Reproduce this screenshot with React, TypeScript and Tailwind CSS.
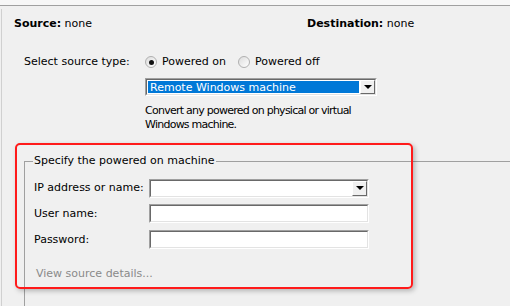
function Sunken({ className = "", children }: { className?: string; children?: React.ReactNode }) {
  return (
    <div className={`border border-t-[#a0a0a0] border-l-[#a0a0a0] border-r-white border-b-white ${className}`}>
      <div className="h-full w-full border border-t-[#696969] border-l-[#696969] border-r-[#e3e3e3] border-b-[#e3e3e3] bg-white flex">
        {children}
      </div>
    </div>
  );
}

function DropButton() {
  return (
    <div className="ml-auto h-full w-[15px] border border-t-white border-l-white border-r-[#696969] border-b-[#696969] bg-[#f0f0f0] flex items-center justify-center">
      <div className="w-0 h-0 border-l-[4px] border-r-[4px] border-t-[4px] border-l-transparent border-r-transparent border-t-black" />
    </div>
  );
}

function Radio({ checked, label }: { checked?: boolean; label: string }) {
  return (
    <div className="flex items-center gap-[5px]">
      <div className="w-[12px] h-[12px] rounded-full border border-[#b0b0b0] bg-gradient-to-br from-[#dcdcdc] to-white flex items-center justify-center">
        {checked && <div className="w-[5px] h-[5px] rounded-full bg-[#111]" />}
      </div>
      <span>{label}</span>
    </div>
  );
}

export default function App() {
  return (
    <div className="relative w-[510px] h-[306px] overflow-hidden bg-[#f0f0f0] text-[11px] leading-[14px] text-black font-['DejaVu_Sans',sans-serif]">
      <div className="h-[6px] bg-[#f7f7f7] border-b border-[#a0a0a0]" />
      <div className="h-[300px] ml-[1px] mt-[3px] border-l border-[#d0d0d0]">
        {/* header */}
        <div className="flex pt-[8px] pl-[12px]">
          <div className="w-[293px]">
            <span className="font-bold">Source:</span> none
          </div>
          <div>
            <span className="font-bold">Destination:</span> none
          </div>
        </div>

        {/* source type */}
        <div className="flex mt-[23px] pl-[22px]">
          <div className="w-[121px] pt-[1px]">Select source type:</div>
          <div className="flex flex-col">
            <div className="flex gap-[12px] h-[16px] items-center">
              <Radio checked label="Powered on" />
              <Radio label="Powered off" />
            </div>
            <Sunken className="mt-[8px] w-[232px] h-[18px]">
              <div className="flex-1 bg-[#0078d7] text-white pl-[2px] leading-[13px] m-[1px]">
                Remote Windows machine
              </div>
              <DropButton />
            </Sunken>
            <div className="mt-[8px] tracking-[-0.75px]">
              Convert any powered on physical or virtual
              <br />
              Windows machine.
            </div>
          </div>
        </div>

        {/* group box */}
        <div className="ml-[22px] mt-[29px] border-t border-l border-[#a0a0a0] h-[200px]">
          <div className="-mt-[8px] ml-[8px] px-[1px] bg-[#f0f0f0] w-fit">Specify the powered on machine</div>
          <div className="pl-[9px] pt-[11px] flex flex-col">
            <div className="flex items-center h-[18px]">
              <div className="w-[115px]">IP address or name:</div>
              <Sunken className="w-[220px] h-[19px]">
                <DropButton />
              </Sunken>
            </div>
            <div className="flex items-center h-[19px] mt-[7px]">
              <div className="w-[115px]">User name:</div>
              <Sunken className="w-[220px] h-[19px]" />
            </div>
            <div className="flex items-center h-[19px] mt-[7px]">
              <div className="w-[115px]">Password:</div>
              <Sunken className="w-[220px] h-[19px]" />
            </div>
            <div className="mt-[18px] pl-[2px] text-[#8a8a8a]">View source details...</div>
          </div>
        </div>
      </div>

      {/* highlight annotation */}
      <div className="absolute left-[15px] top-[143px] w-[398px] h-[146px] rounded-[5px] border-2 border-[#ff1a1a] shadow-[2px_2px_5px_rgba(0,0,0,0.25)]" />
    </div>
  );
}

----

* _Directions_:
Omit pictures; set down the rest of the material word for word.

* _Worked answer_:
Reproduce this screenshot with React, TypeScript and Tailwind CSS.
function Sunken({ className = "", children }: { className?: string; children?: React.ReactNode }) {
  return (
    <div className={`border border-t-[#a0a0a0] border-l-[#a0a0a0] border-r-white border-b-white ${className}`}>
      <div className="h-full w-full border border-t-[#696969] border-l-[#696969] border-r-[#e3e3e3] border-b-[#e3e3e3] bg-white flex">
        {children}
      </div>
    </div>
  );
}

function DropButton() {
  return (
    <div className="ml-auto h-full w-[15px] border border-t-white border-l-white border-r-[#696969] border-b-[#696969] bg-[#f0f0f0] flex items-center justify-center">
      <div className="w-0 h-0 border-l-[4px] border-r-[4px] border-t-[4px] border-l-transparent border-r-transparent border-t-black" />
    </div>
  );
}

function Radio({ checked, label }: { checked?: boolean; label: string }) {
  return (
    <div className="flex items-center gap-[5px]">
      <div className="w-[12px] h-[12px] rounded-full border border-[#b0b0b0] bg-gradient-to-br from-[#dcdcdc] to-white flex items-center justify-center">
        {checked && <div className="w-[5px] h-[5px] rounded-full bg-[#111]" />}
      </div>
      <span>{label}</span>
    </div>
  );
}

export default function App() {
  return (
    <div className="relative w-[510px] h-[306px] overflow-hidden bg-[#f0f0f0] text-[11px] leading-[14px] text-black font-['DejaVu_Sans',sans-serif]">
      <div className="h-[6px] bg-[#f7f7f7] border-b border-[#a0a0a0]" />
      <div className="h-[300px] ml-[1px] mt-[3px] border-l border-[#d0d0d0]">
        {/* header */}
        <div className="flex pt-[8px] pl-[12px]">
          <div className="w-[293px]">
            <span className="font-bold">Source:</span> none
          </div>
          <div>
            <span className="font-bold">Destination:</span> none
          </div>
        </div>

        {/* source type */}
        <div className="flex mt-[23px] pl-[22px]">
          <div className="w-[121px] pt-[1px]">Select source type:</div>
          <div className="flex flex-col">
            <div className="flex gap-[12px] h-[16px] items-center">
              <Radio checked label="Powered on" />
              <Radio label="Powered off" />
            </div>
            <Sunken className="mt-[8px] w-[232px] h-[18px]">
              <div className="flex-1 bg-[#0078d7] text-white pl-[2px] leading-[13px] m-[1px]">
                Remote Windows machine
              </div>
              <DropButton />
            </Sunken>
            <div className="mt-[8px] tracking-[-0.75px]">
              Convert any powered on physical or virtual
              <br />
              Windows machine.
            </div>
          </div>
        </div>

        {/* group box */}
        <div className="ml-[22px] mt-[29px] border-t border-l border-[#a0a0a0] h-[200px]">
          <div className="-mt-[8px] ml-[8px] px-[1px] bg-[#f0f0f0] w-fit">Specify the powered on machine</div>
          <div className="pl-[9px] pt-[11px] flex flex-col">
            <div className="flex items-center h-[18px]">
              <div className="w-[115px]">IP address or name:</div>
              <Sunken className="w-[220px] h-[19px]">
                <DropButton />
              </Sunken>
            </div>
            <div className="flex items-center h-[19px] mt-[7px]">
              <div className="w-[115px]">User name:</div>
              <Sunken className="w-[220px] h-[19px]" />
            </div>
            <div className="flex items-center h-[19px] mt-[7px]">
              <div className="w-[115px]">Password:</div>
              <Sunken className="w-[220px] h-[19px]" />
            </div>
            <div className="mt-[18px] pl-[2px] text-[#8a8a8a]">View source details...</div>
          </div>
        </div>
      </div>

      {/* highlight annotation */}
      <div className="absolute left-[15px] top-[143px] w-[398px] h-[146px] rounded-[5px] border-2 border-[#ff1a1a] shadow-[2px_2px_5px_rgba(0,0,0,0.25)]" />
    </div>
  );
}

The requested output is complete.